### [TASK TO CARRY OUT]
Omit all pictures. Copy the rest of the material exactly.

### [SOURCE EXCERPT]
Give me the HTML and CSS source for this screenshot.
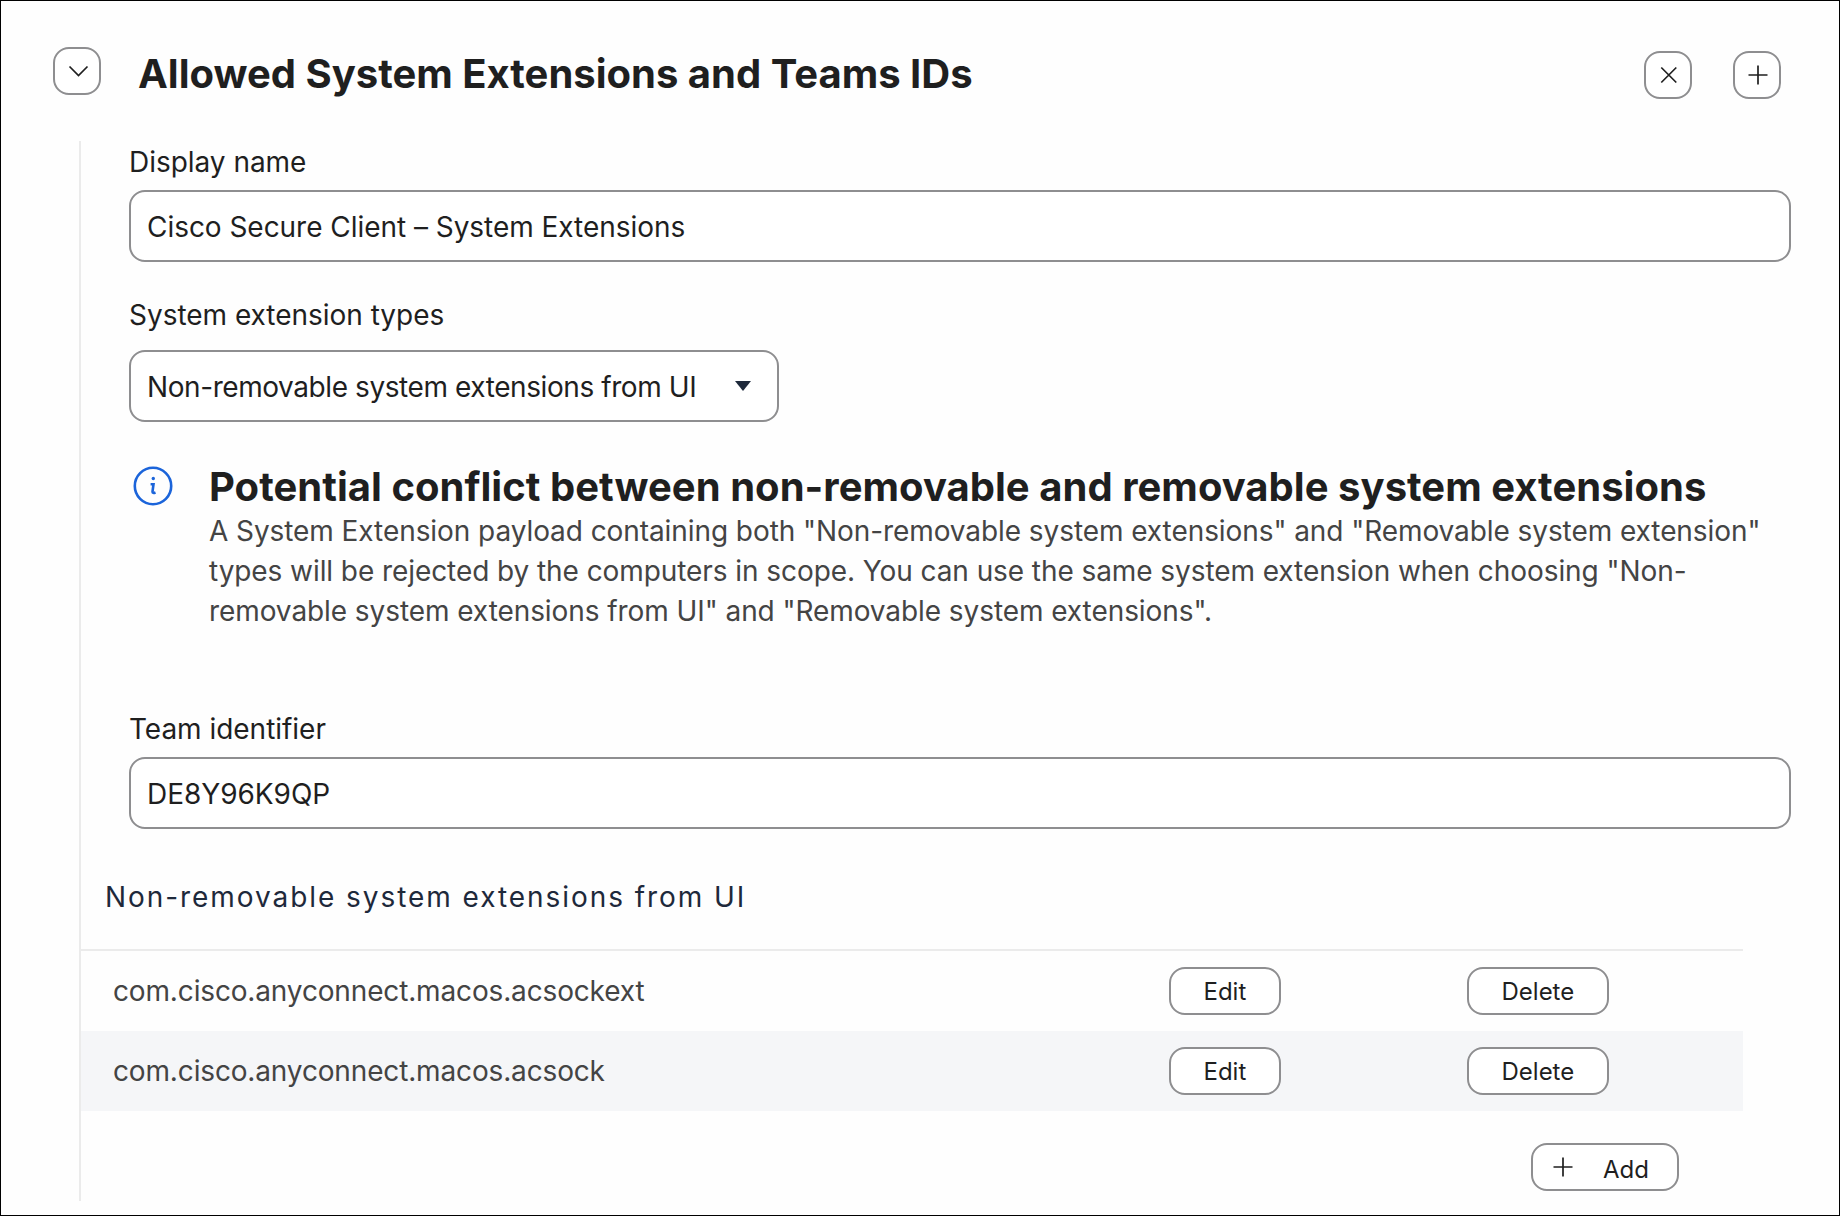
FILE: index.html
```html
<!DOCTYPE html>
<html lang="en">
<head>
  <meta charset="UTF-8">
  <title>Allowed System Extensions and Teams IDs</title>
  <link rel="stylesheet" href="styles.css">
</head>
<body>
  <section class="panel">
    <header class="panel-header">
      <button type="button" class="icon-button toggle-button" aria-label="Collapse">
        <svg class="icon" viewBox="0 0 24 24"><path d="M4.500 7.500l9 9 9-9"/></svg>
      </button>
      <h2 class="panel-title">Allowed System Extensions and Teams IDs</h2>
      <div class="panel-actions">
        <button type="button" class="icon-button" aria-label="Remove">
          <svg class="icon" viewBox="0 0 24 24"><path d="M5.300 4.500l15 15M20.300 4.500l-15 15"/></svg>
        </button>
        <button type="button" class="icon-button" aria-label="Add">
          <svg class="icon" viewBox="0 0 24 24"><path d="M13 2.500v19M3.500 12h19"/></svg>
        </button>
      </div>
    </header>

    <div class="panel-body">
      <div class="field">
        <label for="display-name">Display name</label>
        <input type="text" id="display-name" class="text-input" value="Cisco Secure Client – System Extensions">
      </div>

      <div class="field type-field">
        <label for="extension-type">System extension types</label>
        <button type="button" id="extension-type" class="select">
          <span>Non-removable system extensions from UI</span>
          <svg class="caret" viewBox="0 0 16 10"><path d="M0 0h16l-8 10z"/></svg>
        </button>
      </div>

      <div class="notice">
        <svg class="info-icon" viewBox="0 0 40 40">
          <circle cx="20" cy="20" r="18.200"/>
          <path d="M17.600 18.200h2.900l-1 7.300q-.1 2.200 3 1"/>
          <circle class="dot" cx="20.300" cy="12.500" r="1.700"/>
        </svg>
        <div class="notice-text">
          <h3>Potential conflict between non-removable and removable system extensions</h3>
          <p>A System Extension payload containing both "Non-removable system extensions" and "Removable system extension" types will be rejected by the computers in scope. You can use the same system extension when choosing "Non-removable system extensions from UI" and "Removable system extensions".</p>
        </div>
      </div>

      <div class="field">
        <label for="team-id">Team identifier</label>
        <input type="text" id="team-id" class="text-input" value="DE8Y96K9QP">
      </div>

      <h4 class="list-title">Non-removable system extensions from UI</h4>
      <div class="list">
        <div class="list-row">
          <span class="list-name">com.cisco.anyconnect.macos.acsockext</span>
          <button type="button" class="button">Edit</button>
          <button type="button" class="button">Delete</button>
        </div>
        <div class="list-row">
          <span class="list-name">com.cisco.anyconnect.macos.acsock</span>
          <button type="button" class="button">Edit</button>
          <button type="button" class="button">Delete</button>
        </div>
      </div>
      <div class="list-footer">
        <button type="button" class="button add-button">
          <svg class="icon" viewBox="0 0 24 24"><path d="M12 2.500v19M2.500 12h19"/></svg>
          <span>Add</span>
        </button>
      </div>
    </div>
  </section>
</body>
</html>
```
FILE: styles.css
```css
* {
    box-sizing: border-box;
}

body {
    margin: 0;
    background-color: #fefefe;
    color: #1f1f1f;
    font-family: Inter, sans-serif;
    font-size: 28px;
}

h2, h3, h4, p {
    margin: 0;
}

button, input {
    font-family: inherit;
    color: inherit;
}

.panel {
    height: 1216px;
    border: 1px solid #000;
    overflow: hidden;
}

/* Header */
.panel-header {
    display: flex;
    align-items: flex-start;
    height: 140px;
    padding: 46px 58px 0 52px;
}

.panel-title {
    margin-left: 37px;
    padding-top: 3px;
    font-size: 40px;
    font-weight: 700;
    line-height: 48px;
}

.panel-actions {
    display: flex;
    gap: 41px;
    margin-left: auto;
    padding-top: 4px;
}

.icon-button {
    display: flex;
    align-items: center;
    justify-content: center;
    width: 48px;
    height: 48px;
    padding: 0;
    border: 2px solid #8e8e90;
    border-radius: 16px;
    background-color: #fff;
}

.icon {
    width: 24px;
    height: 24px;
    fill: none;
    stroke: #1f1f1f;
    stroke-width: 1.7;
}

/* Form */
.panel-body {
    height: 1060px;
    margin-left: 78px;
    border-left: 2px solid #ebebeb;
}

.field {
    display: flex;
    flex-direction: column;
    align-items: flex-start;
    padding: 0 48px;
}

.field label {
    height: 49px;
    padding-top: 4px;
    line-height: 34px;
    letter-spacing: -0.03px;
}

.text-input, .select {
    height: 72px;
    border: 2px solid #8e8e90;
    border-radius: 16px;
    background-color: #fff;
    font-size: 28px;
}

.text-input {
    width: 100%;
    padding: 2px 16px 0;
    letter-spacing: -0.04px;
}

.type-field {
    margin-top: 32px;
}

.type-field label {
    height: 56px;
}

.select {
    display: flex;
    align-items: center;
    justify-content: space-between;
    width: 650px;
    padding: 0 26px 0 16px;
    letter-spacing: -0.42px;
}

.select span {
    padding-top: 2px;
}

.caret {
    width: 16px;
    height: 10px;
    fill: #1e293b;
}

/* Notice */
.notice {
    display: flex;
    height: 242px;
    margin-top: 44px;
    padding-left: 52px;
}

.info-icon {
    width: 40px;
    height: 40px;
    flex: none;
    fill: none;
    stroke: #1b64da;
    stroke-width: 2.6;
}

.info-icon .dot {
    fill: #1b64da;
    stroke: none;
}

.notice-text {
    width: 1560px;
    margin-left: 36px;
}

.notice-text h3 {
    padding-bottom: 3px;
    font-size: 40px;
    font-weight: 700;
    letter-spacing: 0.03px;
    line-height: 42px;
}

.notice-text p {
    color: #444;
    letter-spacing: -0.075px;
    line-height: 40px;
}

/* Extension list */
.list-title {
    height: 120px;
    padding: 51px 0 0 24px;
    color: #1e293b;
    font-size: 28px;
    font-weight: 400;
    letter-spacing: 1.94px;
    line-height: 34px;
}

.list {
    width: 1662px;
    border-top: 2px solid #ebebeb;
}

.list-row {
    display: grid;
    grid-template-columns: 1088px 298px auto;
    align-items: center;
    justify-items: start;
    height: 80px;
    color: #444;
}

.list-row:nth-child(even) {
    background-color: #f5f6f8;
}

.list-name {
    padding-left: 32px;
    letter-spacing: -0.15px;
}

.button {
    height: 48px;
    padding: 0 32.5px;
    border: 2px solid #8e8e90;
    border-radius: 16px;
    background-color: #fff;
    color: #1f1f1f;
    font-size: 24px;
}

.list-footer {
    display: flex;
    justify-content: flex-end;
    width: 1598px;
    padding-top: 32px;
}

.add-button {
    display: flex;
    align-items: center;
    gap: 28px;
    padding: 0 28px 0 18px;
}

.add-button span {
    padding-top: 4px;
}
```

### [SOLUTION FOR THIS TASK]
Give me the HTML and CSS source for this screenshot.
FILE: index.html
```html
<!DOCTYPE html>
<html lang="en">
<head>
  <meta charset="UTF-8">
  <title>Allowed System Extensions and Teams IDs</title>
  <link rel="stylesheet" href="styles.css">
</head>
<body>
  <section class="panel">
    <header class="panel-header">
      <button type="button" class="icon-button toggle-button" aria-label="Collapse">
        <svg class="icon" viewBox="0 0 24 24"><path d="M4.500 7.500l9 9 9-9"/></svg>
      </button>
      <h2 class="panel-title">Allowed System Extensions and Teams IDs</h2>
      <div class="panel-actions">
        <button type="button" class="icon-button" aria-label="Remove">
          <svg class="icon" viewBox="0 0 24 24"><path d="M5.300 4.500l15 15M20.300 4.500l-15 15"/></svg>
        </button>
        <button type="button" class="icon-button" aria-label="Add">
          <svg class="icon" viewBox="0 0 24 24"><path d="M13 2.500v19M3.500 12h19"/></svg>
        </button>
      </div>
    </header>

    <div class="panel-body">
      <div class="field">
        <label for="display-name">Display name</label>
        <input type="text" id="display-name" class="text-input" value="Cisco Secure Client – System Extensions">
      </div>

      <div class="field type-field">
        <label for="extension-type">System extension types</label>
        <button type="button" id="extension-type" class="select">
          <span>Non-removable system extensions from UI</span>
          <svg class="caret" viewBox="0 0 16 10"><path d="M0 0h16l-8 10z"/></svg>
        </button>
      </div>

      <div class="notice">
        <svg class="info-icon" viewBox="0 0 40 40">
          <circle cx="20" cy="20" r="18.200"/>
          <path d="M17.600 18.200h2.900l-1 7.300q-.1 2.200 3 1"/>
          <circle class="dot" cx="20.300" cy="12.500" r="1.700"/>
        </svg>
        <div class="notice-text">
          <h3>Potential conflict between non-removable and removable system extensions</h3>
          <p>A System Extension payload containing both "Non-removable system extensions" and "Removable system extension" types will be rejected by the computers in scope. You can use the same system extension when choosing "Non-removable system extensions from UI" and "Removable system extensions".</p>
        </div>
      </div>

      <div class="field">
        <label for="team-id">Team identifier</label>
        <input type="text" id="team-id" class="text-input" value="DE8Y96K9QP">
      </div>

      <h4 class="list-title">Non-removable system extensions from UI</h4>
      <div class="list">
        <div class="list-row">
          <span class="list-name">com.cisco.anyconnect.macos.acsockext</span>
          <button type="button" class="button">Edit</button>
          <button type="button" class="button">Delete</button>
        </div>
        <div class="list-row">
          <span class="list-name">com.cisco.anyconnect.macos.acsock</span>
          <button type="button" class="button">Edit</button>
          <button type="button" class="button">Delete</button>
        </div>
      </div>
      <div class="list-footer">
        <button type="button" class="button add-button">
          <svg class="icon" viewBox="0 0 24 24"><path d="M12 2.500v19M2.500 12h19"/></svg>
          <span>Add</span>
        </button>
      </div>
    </div>
  </section>
</body>
</html>
```
FILE: styles.css
```css
* {
    box-sizing: border-box;
}

body {
    margin: 0;
    background-color: #fefefe;
    color: #1f1f1f;
    font-family: Inter, sans-serif;
    font-size: 28px;
}

h2, h3, h4, p {
    margin: 0;
}

button, input {
    font-family: inherit;
    color: inherit;
}

.panel {
    height: 1216px;
    border: 1px solid #000;
    overflow: hidden;
}

/* Header */
.panel-header {
    display: flex;
    align-items: flex-start;
    height: 140px;
    padding: 46px 58px 0 52px;
}

.panel-title {
    margin-left: 37px;
    padding-top: 3px;
    font-size: 40px;
    font-weight: 700;
    line-height: 48px;
}

.panel-actions {
    display: flex;
    gap: 41px;
    margin-left: auto;
    padding-top: 4px;
}

.icon-button {
    display: flex;
    align-items: center;
    justify-content: center;
    width: 48px;
    height: 48px;
    padding: 0;
    border: 2px solid #8e8e90;
    border-radius: 16px;
    background-color: #fff;
}

.icon {
    width: 24px;
    height: 24px;
    fill: none;
    stroke: #1f1f1f;
    stroke-width: 1.7;
}

/* Form */
.panel-body {
    height: 1060px;
    margin-left: 78px;
    border-left: 2px solid #ebebeb;
}

.field {
    display: flex;
    flex-direction: column;
    align-items: flex-start;
    padding: 0 48px;
}

.field label {
    height: 49px;
    padding-top: 4px;
    line-height: 34px;
    letter-spacing: -0.03px;
}

.text-input, .select {
    height: 72px;
    border: 2px solid #8e8e90;
    border-radius: 16px;
    background-color: #fff;
    font-size: 28px;
}

.text-input {
    width: 100%;
    padding: 2px 16px 0;
    letter-spacing: -0.04px;
}

.type-field {
    margin-top: 32px;
}

.type-field label {
    height: 56px;
}

.select {
    display: flex;
    align-items: center;
    justify-content: space-between;
    width: 650px;
    padding: 0 26px 0 16px;
    letter-spacing: -0.42px;
}

.select span {
    padding-top: 2px;
}

.caret {
    width: 16px;
    height: 10px;
    fill: #1e293b;
}

/* Notice */
.notice {
    display: flex;
    height: 242px;
    margin-top: 44px;
    padding-left: 52px;
}

.info-icon {
    width: 40px;
    height: 40px;
    flex: none;
    fill: none;
    stroke: #1b64da;
    stroke-width: 2.6;
}

.info-icon .dot {
    fill: #1b64da;
    stroke: none;
}

.notice-text {
    width: 1560px;
    margin-left: 36px;
}

.notice-text h3 {
    padding-bottom: 3px;
    font-size: 40px;
    font-weight: 700;
    letter-spacing: 0.03px;
    line-height: 42px;
}

.notice-text p {
    color: #444;
    letter-spacing: -0.075px;
    line-height: 40px;
}

/* Extension list */
.list-title {
    height: 120px;
    padding: 51px 0 0 24px;
    color: #1e293b;
    font-size: 28px;
    font-weight: 400;
    letter-spacing: 1.94px;
    line-height: 34px;
}

.list {
    width: 1662px;
    border-top: 2px solid #ebebeb;
}

.list-row {
    display: grid;
    grid-template-columns: 1088px 298px auto;
    align-items: center;
    justify-items: start;
    height: 80px;
    color: #444;
}

.list-row:nth-child(even) {
    background-color: #f5f6f8;
}

.list-name {
    padding-left: 32px;
    letter-spacing: -0.15px;
}

.button {
    height: 48px;
    padding: 0 32.5px;
    border: 2px solid #8e8e90;
    border-radius: 16px;
    background-color: #fff;
    color: #1f1f1f;
    font-size: 24px;
}

.list-footer {
    display: flex;
    justify-content: flex-end;
    width: 1598px;
    padding-top: 32px;
}

.add-button {
    display: flex;
    align-items: center;
    gap: 28px;
    padding: 0 28px 0 18px;
}

.add-button span {
    padding-top: 4px;
}
```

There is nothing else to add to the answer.